Brian Walsh is being honored as a Connected Educator Champion of Change.

Washington State spends on average $32,000 per year to incarcerate one offender.  Reducing the recidivism rate- the number of offenders who return to prison after release- is a vital part of correctional public policy.

Correctional education is one of the most effective tools to lower the recidivism rate.  A recent meta-analysis by RAND found that offenders who participated in education programs while incarcerated were 43% less likely to return to prison and 13% more likely to become employed.  The Washington State Institute for Public Policy has found that adult basic education, post-secondary education, and vocational education programs, have a net return to taxpayers and society of at least $13 per $1 spent.  Prison education programs help offenders prepare for reentry and are effective tools in reducing future crime.

As director of correctional education programs at Peninsula College, I lead our community college’s efforts to prepare offender students to be successful workers and citizens when they are released.  For over 30 years our college has partnered with the Washington State Department of Corrections to create meaningful programs in high-demand occupations.
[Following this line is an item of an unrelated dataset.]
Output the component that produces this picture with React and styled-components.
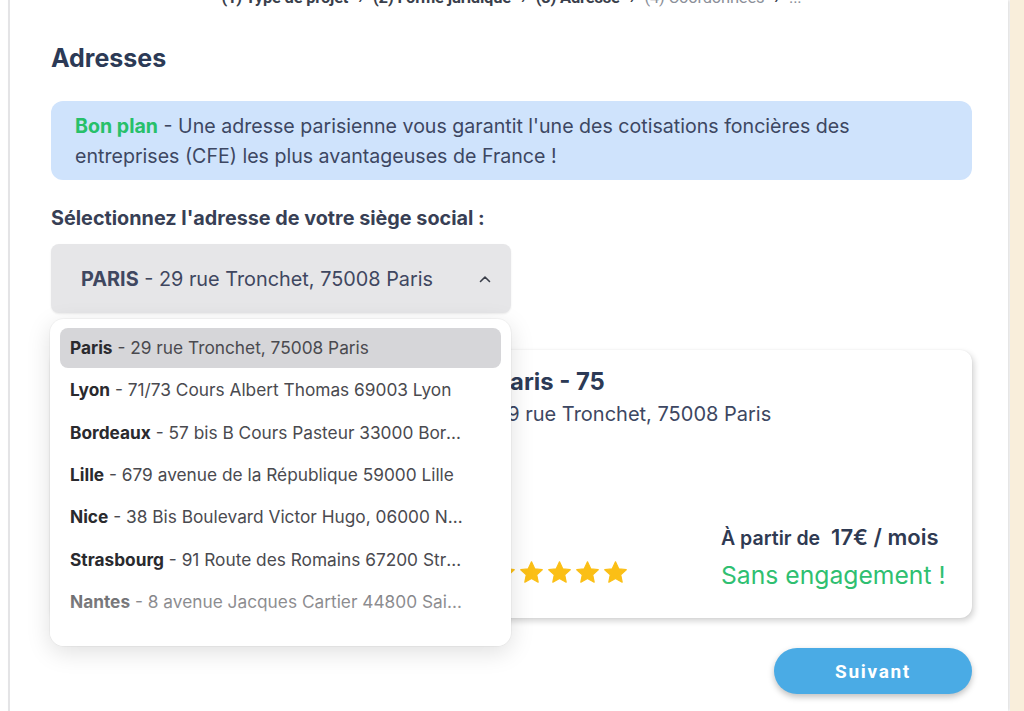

Washington State community colleges have been innovative partners for change in corrections education by providing access to quality adult, post-secondary, and vocational education that is responsive to workplace demands. However, as society has become more interconnected through the Internet and as technology has changed education, corrections education has struggled to adapt.

For reasons of public safety and institutional security, most states do not allow adult offenders to have access to the Internet’s readily available resources.  My faculty and I have worked to replicate those resources by collaborating with agencies that provide open educational materials to the public.  We have created our own disconnected Internet that includes Khan Academy Lite, an offline version of Khan Academy; courses from the National Repository of Open Resources; and the Correctional Offline Educational Platform, a webserver providing offline access to thousands of important websites.  Our faculty is able to recreate the hybrid classroom of the modern community college by combining both face to face and online instruction. Our ultimate goal is to offer a flipped classroom through low-cost tablets that would take advantage of the time that offenders have, while reducing costs through the use of open textbooks and open educational resources. By finding ways to use technology safely within the prison we believe we can more effectively prepare offenders for release at a lower cost to tax payers.

I like to tell people that we have some of the best students imaginable.  They do all their homework, even the questions that aren’t assigned.  They don’t interrupt class with their cell phone. They come to class wanting to be there and knowing that it is the best opportunity they have in prison for a quiet, meaningful way to serve their sentence.  But our students have committed some of the worst crimes imaginable.  And unlike the teacher who looks forward to visits from their former students, we do not.  Our hope is that by changing how technology is used in prison classrooms, our students will never come back.

Brian Walsh, Director of Corrections Education, leads the offender education program for Peninsula College at two state prisons in the northwest corner of Washington State’s Olympic Peninsula.